Picon

Personal information
- Full name: Fernando Picon da Silva
- Date of birth: 6 February 1976 (age 50)
- Place of birth: São Paulo, Brazil
- Height: 1.81 m (5 ft 11+1⁄2 in)
- Position(s): Central defender; defensive midfielder;

Senior career*
- Years: Team / Apps / (Gls)
- 1997–1999: São Paulo
- 2000: XV de Piracicaba
- 2000–2001: Ionikos
- 2003: OFK Beograd
- 2003–2005: Imperatriz
- 2006: Rio Preto
- 2007: Ionikos
- 2007: → Shanghai Stars (loan)
- 2008: Poços de Caldas
- 2008–2009: Pelotas
- 2009: Ituano

= Picon (footballer) =

Brazilian footballer

Fernando Picon da Silva (born 6 February 1976), known simply as Picon, is a Brazilian retired footballer who played as a defender.

==Career==
Born in São Paulo, he begin his career playing with local giants São Paulo FC. He was part of São Paulo team that won the 1998 Campeonato Paulista. He played one season with XV de Piracicaba in 2001 before moving abroad to play with Super League Greece side Ionikos F.C.

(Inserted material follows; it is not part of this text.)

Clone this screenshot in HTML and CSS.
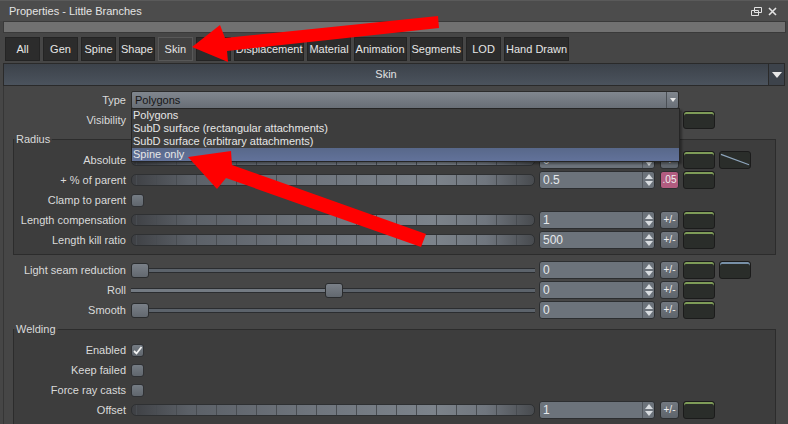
FILE: index.html
```html
<!DOCTYPE html>
<html>
<head>
    <title>Properties - Little Branches</title>
    <link rel="stylesheet" href="styles.css">
</head>
<body>
<div class="window">
    <div class="titlebar">
        <span class="title">Properties - Little Branches</span>
        <span class="win-buttons">
            <svg width="11" height="9" viewBox="0 0 11 9"><path d="M3.5 .5h7v5h-7z M.5 3.5h7v5h-7z" fill="none" stroke="#e2e2e2"/></svg>
            <svg width="9" height="9" viewBox="0 0 9 9"><path d="M1 1l7 7M8 1l-7 7" stroke="#e2e2e2" stroke-width="1.6"/></svg>
        </span>
    </div>
    <div class="topbar"></div>

    <div class="tabs">
        <button class="tab">All</button>
        <button class="tab">Gen</button>
        <button class="tab">Spine</button>
        <button class="tab">Shape</button>
        <button class="tab active">Skin</button>
        <button class="tab"></button>
        <button class="tab">Displacement</button>
        <button class="tab">Material</button>
        <button class="tab">Animation</button>
        <button class="tab">Segments</button>
        <button class="tab">LOD</button>
        <button class="tab">Hand Drawn</button>
    </div>

    <div class="section-head">
        <span class="section-title">Skin</span>
        <span class="head-drop"><span class="tri-down big"></span></span>
    </div>

    <div class="panel">
        <div class="row">
            <label class="lbl">Type</label>
            <div class="combo"><span class="combo-text">Polygons</span><span class="combo-arrow"><span class="tri-down"></span></span></div>
        </div>
        <div class="row">
            <label class="lbl">Visibility</label>
            <div class="combo"><span class="combo-text"></span><span class="combo-arrow"></span></div>
            <span class="key"></span>
        </div>

        <fieldset class="group">
            <legend>Radius</legend>
            <div class="row">
                <label class="lbl">Absolute</label>
                <div class="bar"></div>
                <div class="spin"><span class="spin-value">0</span><span class="spin-arrows"><i class="up"></i><i class="down"></i></span></div>
                <span class="pm">+/-</span>
                <span class="key"></span>
                <span class="key curve"><svg width="32" height="16" viewBox="0 0 32 16"><path d="M1 2L31 13" stroke="#8fa6bd" stroke-width="1.2"/></svg></span>
            </div>
            <div class="row">
                <label class="lbl">+ % of parent</label>
                <div class="bar"></div>
                <div class="spin"><span class="spin-value">0.5</span><span class="spin-arrows"><i class="up"></i><i class="down"></i></span></div>
                <span class="pm pink">.05</span>
                <span class="key"></span>
            </div>
            <div class="row">
                <label class="lbl">Clamp to parent</label>
                <span class="check"></span>
            </div>
            <div class="row">
                <label class="lbl">Length compensation</label>
                <div class="bar"></div>
                <div class="spin"><span class="spin-value">1</span><span class="spin-arrows"><i class="up"></i><i class="down"></i></span></div>
                <span class="pm">+/-</span>
                <span class="key"></span>
            </div>
            <div class="row">
                <label class="lbl">Length kill ratio</label>
                <div class="bar"></div>
                <div class="spin"><span class="spin-value">500</span><span class="spin-arrows"><i class="up"></i><i class="down"></i></span></div>
                <span class="pm">+/-</span>
                <span class="key"></span>
            </div>
        </fieldset>

        <div class="row">
            <label class="lbl">Light seam reduction</label>
            <div class="slider"><span class="handle"></span></div>
            <div class="spin"><span class="spin-value">0</span><span class="spin-arrows"><i class="up"></i><i class="down"></i></span></div>
            <span class="pm">+/-</span>
            <span class="key"></span>
            <span class="key blue"></span>
        </div>
        <div class="row">
            <label class="lbl">Roll</label>
            <div class="slider filled"><span class="handle" style="margin-left: 194px"></span></div>
            <div class="spin"><span class="spin-value">0</span><span class="spin-arrows"><i class="up"></i><i class="down"></i></span></div>
            <span class="pm">+/-</span>
            <span class="key"></span>
        </div>
        <div class="row">
            <label class="lbl">Smooth</label>
            <div class="slider"><span class="handle"></span></div>
            <div class="spin"><span class="spin-value">0</span><span class="spin-arrows"><i class="up"></i><i class="down"></i></span></div>
            <span class="pm">+/-</span>
            <span class="key"></span>
        </div>

        <fieldset class="group">
            <legend>Welding</legend>
            <div class="row">
                <label class="lbl">Enabled</label>
                <span class="check"><svg width="11" height="11" viewBox="0 0 11 11"><path d="M2 6l2.5 2.5L9.5 2" fill="none" stroke="#f2f2f2" stroke-width="1.8"/></svg></span>
            </div>
            <div class="row">
                <label class="lbl">Keep failed</label>
                <span class="check"></span>
            </div>
            <div class="row">
                <label class="lbl">Force ray casts</label>
                <span class="check"></span>
            </div>
            <div class="row">
                <label class="lbl">Offset</label>
                <div class="bar"></div>
                <div class="spin"><span class="spin-value">1</span><span class="spin-arrows"><i class="up"></i><i class="down"></i></span></div>
                <span class="pm">+/-</span>
                <span class="key"></span>
            </div>
        </fieldset>

        <!-- open combo list for Type -->
        <div class="popup">
            <div class="popup-item">Polygons</div>
            <div class="popup-item">SubD surface (rectangular attachments)</div>
            <div class="popup-item">SubD surface (arbitrary attachments)</div>
            <div class="popup-item sel">Spine only</div>
        </div>
    </div>

    <svg class="arrows" width="788" height="424" viewBox="0 0 788 424">
        <polygon fill="#ff0000" points="192,47 220,25 225,38 438,16 439,28 227,51 228,62"/>
        <polygon fill="#ff0000" points="188,157 231,151 232,165 426,234 421,247 226,178 217,189"/>
    </svg>
</div>
</body>
</html>
```

FILE: styles.css
```css
* {
    box-sizing: border-box;
}

body {
    margin: 0;
    background-color: #464646;
    font-family: "Liberation Sans", Arial, sans-serif;
    font-size: 11px;
    color: #dcdcdc;
    overflow: hidden;
}

.window {
    position: relative;
    width: 788px;
    height: 424px;
    overflow: hidden;
}

.titlebar {
    height: 21px;
    display: flex;
    align-items: center;
    justify-content: space-between;
    padding: 0 11px 0 9px;
    background-color: #4c4c4c;
    border-top: 1px solid #5a5a5a;
    color: #e4e4e4;
}

.win-buttons {
    display: flex;
    align-items: center;
    gap: 6px;
}

.topbar {
    height: 12px;
    margin: 0 2px 0 3px;
    background-color: #717171;
    border: 1px solid #3a3a3a;
}

.tabs {
    display: flex;
    gap: 3px;
    padding: 4px 5px 2px;
}

.tab {
    height: 24px;
    min-width: 35px;
    padding: 0 1px;
    background-color: #2c2c2c;
    border: 1px solid #242424;
    color: #e6e6e6;
    font: inherit;
}

.tab.active {
    background-color: #414141;
    border-color: #585858;
}

.section-head {
    display: flex;
    height: 23px;
    margin: 0 3px;
    border: 1px solid #2a2a2a;
    background: linear-gradient(#3c424a, #4b535d);
}

.section-title {
    flex: 1;
    text-align: center;
    line-height: 21px;
    color: #e2e2e2;
}

.head-drop {
    width: 16px;
    display: flex;
    align-items: center;
    justify-content: center;
    border-left: 1px solid #2a2a2a;
    background-color: #3d434b;
}

.tri-down {
    width: 0;
    height: 0;
    border-left: 3px solid transparent;
    border-right: 3px solid transparent;
    border-top: 4px solid #e8e8e8;
}

.tri-down.big {
    border-left-width: 5px;
    border-right-width: 5px;
    border-top-width: 6px;
}

.panel {
    position: relative;
    margin-left: 3px;
    height: 340px;
    padding-top: 4px;
    border-left: 1px solid #363636;
}

.row {
    display: flex;
    align-items: center;
    height: 20px;
}

.lbl {
    width: 122px;
    margin-right: 5px;
    text-align: right;
    white-space: nowrap;
    color: #dadada;
}

.group {
    min-width: 0;
    margin: 3px 12px 5px 9px;
    padding: 4px 0 4px 0;
    border: 1px solid #2c2c2c;
    background-color: #3d3d3d;
}

.group legend {
    padding: 0 2px;
    line-height: 13px;
    color: #dadada;
}

.group .lbl {
    width: 112px;
}

/* combo box */
.combo {
    width: 548px;
    height: 18px;
    display: flex;
    border: 1px solid #2b2b2b;
    border-radius: 2px;
    background: linear-gradient(#80868e, #686e76);
}

.combo-text {
    flex: 1;
    padding-left: 3px;
    line-height: 16px;
    color: #151515;
}

.combo-arrow {
    width: 12px;
    display: flex;
    align-items: center;
    justify-content: center;
    border-left: 1px solid #4a4f55;
}

.popup {
    position: absolute;
    left: 127px;
    top: 22px;
    width: 549px;
    border: 1px solid #252525;
    background-color: #3d3d3d;
    box-shadow: 2px 2px 2px rgba(0, 0, 0, 0.35);
}

.popup-item {
    height: 13px;
    line-height: 13px;
    padding-left: 1px;
    color: #e6e6e6;
    white-space: nowrap;
}

.popup-item.sel {
    background: linear-gradient(#58688a, #62729a);
}

/* segmented value bar */
.bar {
    width: 404px;
    height: 12px;
    border: 1px solid #2e3032;
    border-radius: 5px;
    background:
        repeating-linear-gradient(90deg, transparent 0 19px, #484c51 19px 20px),
        linear-gradient(90deg, #3e4044 0%, #5b6067 14%, #6f757d 45%, #7c838b 75%, #70767e 88%, #484b4f 100%);
    background-position: -15px 0, 0 0;
}

/* plain slider */
.slider {
    width: 404px;
    height: 15px;
    display: flex;
    align-items: center;
    background:
        linear-gradient(#5c636b, #5c636b) center / 100% 3px no-repeat,
        linear-gradient(#2b2d30, #2b2d30) center / 100% 5px no-repeat;
}

.slider.filled {
    background:
        linear-gradient(90deg, #737a82 0 50%, #5c636b 50%) center / 100% 3px no-repeat,
        linear-gradient(#2b2d30, #2b2d30) center / 100% 5px no-repeat;
}

.handle {
    width: 18px;
    height: 15px;
    border: 1px solid #2a2c2e;
    border-radius: 3px;
    background: linear-gradient(#7a8088, #62686f);
}

/* spin box */
.spin {
    width: 116px;
    height: 18px;
    margin-left: 4px;
    display: flex;
    border: 1px solid #2c2e30;
    border-radius: 3px;
    background-color: #6c737b;
}

.spin-value {
    flex: 1;
    padding-left: 3px;
    line-height: 16px;
    font-size: 12px;
    color: #e4e8ec;
}

.spin-arrows {
    width: 12px;
    display: flex;
    flex-direction: column;
    align-items: center;
    justify-content: center;
    gap: 2px;
    border-left: 1px solid #50555b;
}

.spin-arrows .up {
    border-left: 4px solid transparent;
    border-right: 4px solid transparent;
    border-bottom: 5px solid #d8dce0;
}

.spin-arrows .down {
    border-left: 4px solid transparent;
    border-right: 4px solid transparent;
    border-top: 5px solid #d8dce0;
}

.pm {
    width: 19px;
    height: 18px;
    margin-left: 5px;
    border: 1px solid #2c2e30;
    border-radius: 3px;
    background: linear-gradient(#737981, #5e646b);
    color: #eeeeee;
    text-align: center;
    line-height: 16px;
    font-size: 10px;
}

.pm.pink {
    background: #b25c80;
}

.key {
    width: 32px;
    height: 18px;
    margin-left: 4px;
    border: 1px solid #1b1b1b;
    border-radius: 3px;
    background-color: #2a2d2a;
    box-shadow: inset 0 2px 0 #7e9c58;
}

.key.blue {
    box-shadow: inset 0 2px 0 #7890a8;
}

.key.curve {
    box-shadow: none;
    display: flex;
}

.check {
    width: 13px;
    height: 13px;
    display: flex;
    align-items: center;
    justify-content: center;
    border: 1px solid #2f3134;
    border-radius: 3px;
    background: linear-gradient(#757c84, #60666d);
}

.arrows {
    position: absolute;
    left: 0;
    top: 0;
    pointer-events: none;
}
```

He had a spell in Serbia playing with OFK Beograd in the First League of FR Yugoslavia before returning to Brazil. In 2004, he was playing with Sociedade Imperatriz de Desportos winning with them the state championship in 2005.

After a spell with Rio Preto Esporte Clube in 2006 he will return to Ionikos F.C. in early 2007, however as the club ended up relegated at the end of the 2006-07 season, Picon was loaned to Chinese side Shanghai Stars until the end of the year.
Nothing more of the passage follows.